Locate all lines with the word "this". Copy them.

SUPPLIED RECORDS:
_ _ _ _

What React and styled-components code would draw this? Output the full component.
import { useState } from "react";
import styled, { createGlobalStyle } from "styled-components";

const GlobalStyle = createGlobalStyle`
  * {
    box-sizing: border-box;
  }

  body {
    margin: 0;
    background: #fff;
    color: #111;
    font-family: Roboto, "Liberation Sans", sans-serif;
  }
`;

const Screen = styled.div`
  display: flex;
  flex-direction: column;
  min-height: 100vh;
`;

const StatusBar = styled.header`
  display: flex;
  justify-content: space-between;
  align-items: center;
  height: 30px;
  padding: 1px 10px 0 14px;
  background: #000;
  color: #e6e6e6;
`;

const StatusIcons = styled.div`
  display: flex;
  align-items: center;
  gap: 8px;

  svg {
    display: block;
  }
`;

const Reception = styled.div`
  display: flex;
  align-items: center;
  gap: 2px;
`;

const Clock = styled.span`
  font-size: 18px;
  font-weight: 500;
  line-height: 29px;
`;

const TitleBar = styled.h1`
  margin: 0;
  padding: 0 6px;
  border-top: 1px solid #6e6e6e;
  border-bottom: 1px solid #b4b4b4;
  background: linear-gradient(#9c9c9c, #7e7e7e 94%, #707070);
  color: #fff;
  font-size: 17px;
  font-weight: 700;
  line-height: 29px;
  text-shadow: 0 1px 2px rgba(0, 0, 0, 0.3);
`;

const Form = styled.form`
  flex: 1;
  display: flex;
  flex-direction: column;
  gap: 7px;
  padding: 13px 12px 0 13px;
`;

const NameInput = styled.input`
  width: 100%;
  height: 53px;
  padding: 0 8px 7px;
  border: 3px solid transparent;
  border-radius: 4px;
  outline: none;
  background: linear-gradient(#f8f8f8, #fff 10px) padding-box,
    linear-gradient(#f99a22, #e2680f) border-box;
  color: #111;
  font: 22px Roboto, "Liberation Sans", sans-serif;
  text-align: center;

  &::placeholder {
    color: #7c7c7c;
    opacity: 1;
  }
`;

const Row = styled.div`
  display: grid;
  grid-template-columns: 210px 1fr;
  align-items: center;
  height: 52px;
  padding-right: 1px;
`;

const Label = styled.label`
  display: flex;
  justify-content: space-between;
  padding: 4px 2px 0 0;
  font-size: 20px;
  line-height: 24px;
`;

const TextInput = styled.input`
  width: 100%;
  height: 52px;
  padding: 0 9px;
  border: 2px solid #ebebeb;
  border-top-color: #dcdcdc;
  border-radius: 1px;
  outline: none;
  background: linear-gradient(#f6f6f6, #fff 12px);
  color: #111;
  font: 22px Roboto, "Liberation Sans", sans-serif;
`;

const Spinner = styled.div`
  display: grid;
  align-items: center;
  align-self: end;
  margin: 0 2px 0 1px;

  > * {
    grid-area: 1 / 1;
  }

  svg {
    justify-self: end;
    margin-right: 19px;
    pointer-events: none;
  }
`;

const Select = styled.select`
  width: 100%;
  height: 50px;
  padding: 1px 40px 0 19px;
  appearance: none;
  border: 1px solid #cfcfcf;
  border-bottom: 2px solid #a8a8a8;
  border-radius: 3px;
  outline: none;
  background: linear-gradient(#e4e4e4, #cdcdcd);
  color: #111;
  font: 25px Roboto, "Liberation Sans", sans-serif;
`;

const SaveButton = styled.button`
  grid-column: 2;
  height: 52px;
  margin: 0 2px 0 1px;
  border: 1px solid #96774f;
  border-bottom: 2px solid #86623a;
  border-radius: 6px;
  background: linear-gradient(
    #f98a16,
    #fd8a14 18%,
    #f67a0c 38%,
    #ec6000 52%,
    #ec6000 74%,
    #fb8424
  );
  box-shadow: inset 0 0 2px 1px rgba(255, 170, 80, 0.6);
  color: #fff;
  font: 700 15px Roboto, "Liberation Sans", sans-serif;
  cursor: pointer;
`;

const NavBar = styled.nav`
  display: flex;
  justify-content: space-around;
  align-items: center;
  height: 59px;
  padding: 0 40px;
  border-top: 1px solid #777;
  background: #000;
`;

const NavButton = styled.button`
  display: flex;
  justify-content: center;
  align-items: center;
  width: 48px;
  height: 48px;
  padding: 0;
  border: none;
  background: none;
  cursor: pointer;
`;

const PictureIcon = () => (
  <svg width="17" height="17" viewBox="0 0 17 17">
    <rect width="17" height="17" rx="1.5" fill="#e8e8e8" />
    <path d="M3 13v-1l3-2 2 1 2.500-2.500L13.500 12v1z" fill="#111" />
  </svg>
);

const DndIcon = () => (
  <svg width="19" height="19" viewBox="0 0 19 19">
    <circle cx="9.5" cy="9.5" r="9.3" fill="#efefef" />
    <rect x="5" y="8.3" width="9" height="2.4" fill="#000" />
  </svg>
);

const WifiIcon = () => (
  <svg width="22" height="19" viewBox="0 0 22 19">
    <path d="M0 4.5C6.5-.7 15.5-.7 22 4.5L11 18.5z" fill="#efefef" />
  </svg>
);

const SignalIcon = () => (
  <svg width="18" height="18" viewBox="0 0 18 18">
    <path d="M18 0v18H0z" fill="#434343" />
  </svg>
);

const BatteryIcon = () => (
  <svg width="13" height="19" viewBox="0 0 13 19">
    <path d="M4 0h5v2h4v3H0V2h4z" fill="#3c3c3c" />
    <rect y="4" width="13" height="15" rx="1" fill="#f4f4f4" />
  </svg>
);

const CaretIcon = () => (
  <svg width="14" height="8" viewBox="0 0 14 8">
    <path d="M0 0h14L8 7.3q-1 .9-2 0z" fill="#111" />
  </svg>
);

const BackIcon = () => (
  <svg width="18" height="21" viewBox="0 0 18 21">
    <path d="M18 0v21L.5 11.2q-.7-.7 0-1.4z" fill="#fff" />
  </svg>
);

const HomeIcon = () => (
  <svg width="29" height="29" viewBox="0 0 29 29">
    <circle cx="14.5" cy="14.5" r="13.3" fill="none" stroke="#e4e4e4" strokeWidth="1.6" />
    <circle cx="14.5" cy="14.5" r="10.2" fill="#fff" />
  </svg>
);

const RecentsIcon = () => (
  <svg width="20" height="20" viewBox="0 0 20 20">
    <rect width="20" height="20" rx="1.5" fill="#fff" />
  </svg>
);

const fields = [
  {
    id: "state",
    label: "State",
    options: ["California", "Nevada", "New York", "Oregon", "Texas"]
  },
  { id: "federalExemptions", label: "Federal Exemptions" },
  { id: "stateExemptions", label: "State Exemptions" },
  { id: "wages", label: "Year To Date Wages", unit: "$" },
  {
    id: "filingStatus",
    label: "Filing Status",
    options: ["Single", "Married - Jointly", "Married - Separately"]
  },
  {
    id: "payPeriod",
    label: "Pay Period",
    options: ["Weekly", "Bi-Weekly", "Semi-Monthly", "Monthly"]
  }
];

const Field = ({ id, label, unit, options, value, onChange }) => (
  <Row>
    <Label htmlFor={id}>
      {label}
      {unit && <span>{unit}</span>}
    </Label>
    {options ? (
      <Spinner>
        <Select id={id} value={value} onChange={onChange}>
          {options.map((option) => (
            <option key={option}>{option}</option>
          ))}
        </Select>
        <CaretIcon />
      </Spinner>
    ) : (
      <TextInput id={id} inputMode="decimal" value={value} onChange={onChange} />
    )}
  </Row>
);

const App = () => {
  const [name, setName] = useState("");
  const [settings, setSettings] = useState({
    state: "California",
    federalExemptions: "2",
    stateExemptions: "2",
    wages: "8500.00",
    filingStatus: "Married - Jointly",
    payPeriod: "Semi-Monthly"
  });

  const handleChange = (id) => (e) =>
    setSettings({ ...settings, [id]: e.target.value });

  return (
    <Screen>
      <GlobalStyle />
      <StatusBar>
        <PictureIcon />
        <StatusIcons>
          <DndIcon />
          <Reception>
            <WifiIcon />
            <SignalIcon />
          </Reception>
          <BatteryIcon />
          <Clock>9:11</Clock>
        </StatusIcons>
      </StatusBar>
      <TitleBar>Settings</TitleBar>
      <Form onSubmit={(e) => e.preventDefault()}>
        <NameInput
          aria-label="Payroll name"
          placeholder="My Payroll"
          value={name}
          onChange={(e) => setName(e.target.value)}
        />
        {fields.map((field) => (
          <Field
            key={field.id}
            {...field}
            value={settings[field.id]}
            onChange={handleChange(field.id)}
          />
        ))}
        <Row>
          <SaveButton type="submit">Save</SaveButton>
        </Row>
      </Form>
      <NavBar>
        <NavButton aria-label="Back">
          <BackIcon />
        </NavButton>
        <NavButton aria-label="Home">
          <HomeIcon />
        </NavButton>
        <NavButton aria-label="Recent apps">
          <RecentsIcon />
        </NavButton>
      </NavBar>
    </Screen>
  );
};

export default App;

_ _ _ _

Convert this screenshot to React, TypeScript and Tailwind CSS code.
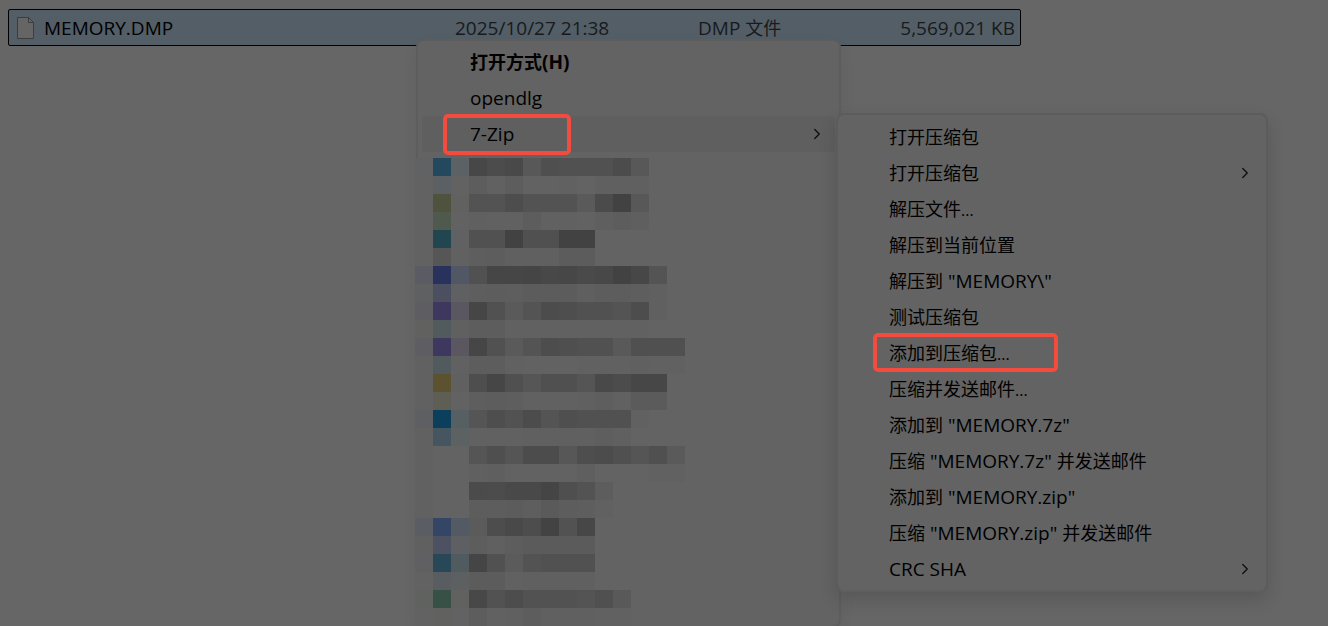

_ _ _ _

RESULT:
What React and styled-components code would draw this? Output the full component.
Convert this screenshot to React, TypeScript and Tailwind CSS code.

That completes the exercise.